Institution: Delft University of Technology
Department:
Year: 2015
Keywords: flight envelope estimation; Hamilton-Jacobi-Isaacs; Hamilton-Jacobi-Belman; Fast Marching; Level Set; differential game
Record ID: 1247722
Full text PDF: http://resolver.tudelft.nl/uuid:e2a25e01-3202-45f2-9fef-6360adea2728


Abstract

This report contains a study to find faster numerical methods for Hamilton-Jacobi Isaacs partial differential equations in application to model-based flight envelope estimation. This equation can be used to estimate the flight envelope through solving a reachability problem. The goal is to update the flight envelope with this method to maintain envelope protection after the occurrence of a failure.
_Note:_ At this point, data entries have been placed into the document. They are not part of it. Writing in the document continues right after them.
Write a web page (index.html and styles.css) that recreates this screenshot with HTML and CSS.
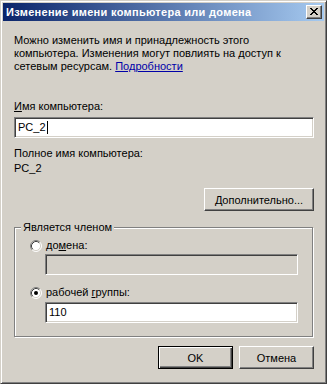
FILE: index.html
```html
<!DOCTYPE html>
<html lang="ru">
<head>
<meta charset="utf-8">
<title>Изменение имени компьютера или домена</title>
<link rel="stylesheet" href="styles.css">
</head>
<body>
<div class="window">
  <div class="titlebar">
    <span class="title">Изменение имени компьютера или домена</span>
    <span class="close">
      <svg width="8" height="7" viewBox="0 0 8 7" shape-rendering="crispEdges">
        <path fill="#000" d="M0 0h2v1h-2zM6 0h2v1h-2zM1 1h2v1h-2zM5 1h2v1h-2zM2 2h4v1h-4zM3 3h2v1h-2zM2 4h4v1h-4zM1 5h2v1h-2zM5 5h2v1h-2zM0 6h2v1h-2zM6 6h2v1h-2z"/>
      </svg>
    </span>
  </div>
  <div class="content">
    <p class="intro">Можно изменить имя и принадлежность этого<br>компьютера. Изменения могут повлиять на доступ к<br>сетевым ресурсам. <a class="link">Подробности</a></p>
    <div class="label name-label"><u>И</u>мя компьютера:</div>
    <div class="field field-main">PC_2<span class="caret"></span></div>
    <div class="label full-label">Полное имя компьютера:</div>
    <div class="label full-value">PC_2</div>
    <div class="row-right">
      <div class="btn btn-wide"><u>Д</u>ополнительно...</div>
    </div>
    <fieldset class="group">
      <legend class="group-title">Является членом</legend>
      <div class="radio-row radio-first">
        <svg class="radio" width="12" height="12" viewBox="0 0 12 12">
          <circle cx="6" cy="6" r="5" fill="#fff"/>
          <path d="M2.11 9.89A5.5 5.5 0 0 1 9.89 2.11" stroke="#808080" fill="none"/>
          <path d="M9.89 2.11A5.5 5.5 0 0 1 2.11 9.89" stroke="#fff" fill="none"/>
          <path d="M2.82 9.18A4.5 4.5 0 0 1 9.18 2.82" stroke="#404040" fill="none"/>
          <path d="M9.18 2.82A4.5 4.5 0 0 1 2.82 9.18" stroke="#d4d0c8" fill="none"/>
        </svg>
        <span>до<u>м</u>ена:</span>
      </div>
      <div class="field field-sub field-disabled"></div>
      <div class="radio-row radio-second">
        <svg class="radio" width="12" height="12" viewBox="0 0 12 12">
          <circle cx="6" cy="6" r="5" fill="#fff"/>
          <path d="M2.11 9.89A5.5 5.5 0 0 1 9.89 2.11" stroke="#808080" fill="none"/>
          <path d="M9.89 2.11A5.5 5.5 0 0 1 2.11 9.89" stroke="#fff" fill="none"/>
          <path d="M2.82 9.18A4.5 4.5 0 0 1 9.18 2.82" stroke="#404040" fill="none"/>
          <path d="M9.18 2.82A4.5 4.5 0 0 1 2.82 9.18" stroke="#d4d0c8" fill="none"/>
          <circle cx="6" cy="6" r="2" fill="#000"/>
        </svg>
        <span>рабочей <u>г</u>руппы:</span>
      </div>
      <div class="field field-sub">110</div>
    </fieldset>
    <div class="actions">
      <div class="btn btn-default">OK</div>
      <div class="btn">Отмена</div>
    </div>
  </div>
</div>
</body>
</html>
```

FILE: styles.css
```css
html, body {
  margin: 0;
  padding: 0;
  background: #d4d0c8;
}

body {
  font-family: "Liberation Sans", Arial, sans-serif;
  font-size: 11px;
  color: #000;
}

.window {
  width: 327px;
  height: 384px;
  box-sizing: border-box;
  background: #d4d0c8;
  border: 1px solid;
  border-color: #d4d0c8 #404040 #404040 #d4d0c8;
  box-shadow: inset 1px 1px 0 #fff, inset -1px -1px 0 #808080;
  padding: 2px;
  display: flex;
  flex-direction: column;
}

.titlebar {
  height: 18px;
  display: flex;
  align-items: center;
  background: linear-gradient(to right, #0a246a, #a6caf0);
}

.title {
  color: #fff;
  font-weight: bold;
  font-size: 11px;
  letter-spacing: 0.3px;
  padding-left: 3px;
  white-space: nowrap;
}

.close {
  margin-left: auto;
  margin-right: 2px;
  width: 16px;
  height: 14px;
  box-sizing: border-box;
  background: #d4d0c8;
  border: 1px solid;
  border-color: #fff #404040 #404040 #fff;
  box-shadow: inset -1px -1px 0 #808080;
  display: flex;
  align-items: flex-start;
  justify-content: flex-start;
  padding: 2px 0 0 3px;
}

.close svg {
  display: block;
}

.content {
  padding: 0 10px 0 11px;
  display: flex;
  flex-direction: column;
}

.intro {
  margin: 13px 0 0;
  line-height: 13px;
  white-space: nowrap;
}

.link {
  color: #0000a8;
  text-decoration: underline;
}

.label {
  line-height: 13px;
  white-space: nowrap;
}

.name-label {
  margin-top: 27px;
}

.field {
  height: 21px;
  box-sizing: border-box;
  background: #fff;
  border: 1px solid;
  border-color: #808080 #fff #fff #808080;
  box-shadow: inset 1px 1px 0 #404040, inset -1px -1px 0 #d4d0c8;
  padding: 0 0 0 3px;
  display: flex;
  align-items: center;
  line-height: 13px;
}

.field-main {
  margin-top: 4px;
}

.caret {
  display: inline-block;
  width: 1px;
  height: 13px;
  background: #000;
  margin-left: 1px;
}

.full-label {
  margin-top: 9px;
}

.full-value {
  margin-top: 2px;
}

.row-right {
  display: flex;
  justify-content: flex-end;
  margin-top: 13px;
}

.btn {
  width: 75px;
  height: 23px;
  box-sizing: border-box;
  background: #d4d0c8;
  border: 1px solid;
  border-color: #fff #404040 #404040 #fff;
  box-shadow: inset -1px -1px 0 #808080;
  display: flex;
  align-items: center;
  justify-content: center;
  white-space: nowrap;
}

.btn-wide {
  width: 110px;
}

.btn-default {
  border: 1px solid #000;
  box-shadow: inset 1px 1px 0 #fff, inset -1px -1px 0 #404040, inset -2px -2px 0 #808080;
}

.group {
  margin: 10px 1px 0 0;
  padding: 0 0 13px;
  min-width: 0;
  border: 1px solid #808080;
  box-shadow: inset 1px 1px 0 #fff, 1px 1px 0 #fff;
  display: flex;
  flex-direction: column;
}

.group-title {
  padding: 0 2px;
  margin-left: 6px;
  line-height: 13px;
  background: #d4d0c8;
}

.radio-row {
  display: flex;
  align-items: center;
  gap: 4px;
  height: 13px;
  margin-left: 15px;
  line-height: 13px;
}

.radio {
  display: block;
  flex: none;
}

.radio-first {
  margin-top: 5px;
}

.radio-second {
  margin-top: 11px;
}

.field-sub {
  margin: 2px 14px 0 30px;
}

.field-sub:last-child {
  margin-top: 3px;
}

.field-disabled {
  background: #d4d0c8;
}

.actions {
  display: flex;
  justify-content: flex-end;
  gap: 6px;
  margin-top: 9px;
}
```
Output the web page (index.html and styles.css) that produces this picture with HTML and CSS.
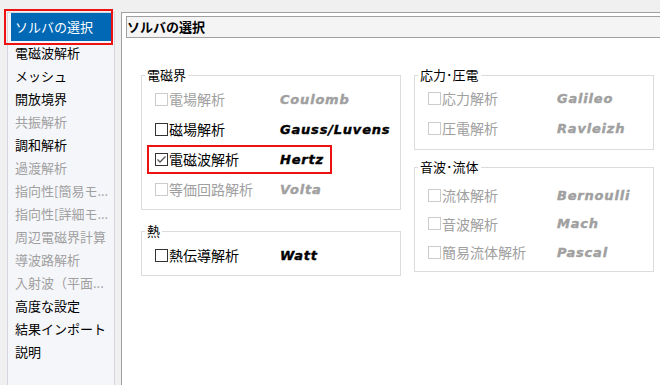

To do so the estimation methods have to become considerably faster. Useful insights have been obtained though assessing the reachable set theory associated to the problem, which permit to designate computational resources to regions of higher interest and to solve the problem with a new set of solving schemes by using the boundary value formulation of a minimal time differential game. A small literature study is held on the level set and fast marching methods. Five different techniques have been attempted to improve the computational efficiency. The applicability of a class of non-iterative schemes, known as the fast marching methods, has been evaluated both on a theoretical level as well as through simulation. The behavior of the studied methods is demonstrated on four example problems, including a simplified aircraft model. The research has found that in application to flight envelope estimation it is not feasible to initialize the reachability problem with an estimated set, or to recursively propagate a reachable set over a failure event. The integration of the differential equation with a set of trajectories was however found to be permissible. Potential applications for this technique have been identified. It was found that the boundary value formulation of the differential equation may be used provided that the system is modeled as a time-invariant system and that the initial set consists only of trimmable states. The non-iterative Fast Marching method was demonstrated not to be applicable to envelope estimation. An extension called the safe Fast Marching method was found to give accurate but incomplete reachable sets. It is recommended to consider the acceptance of sufficient rather than optimal control inputs to simplify the optimization problem. A continued investigation should be made on the iterative minimal time algorithms, in particular the iterative fast marching method and the fast sweeping method.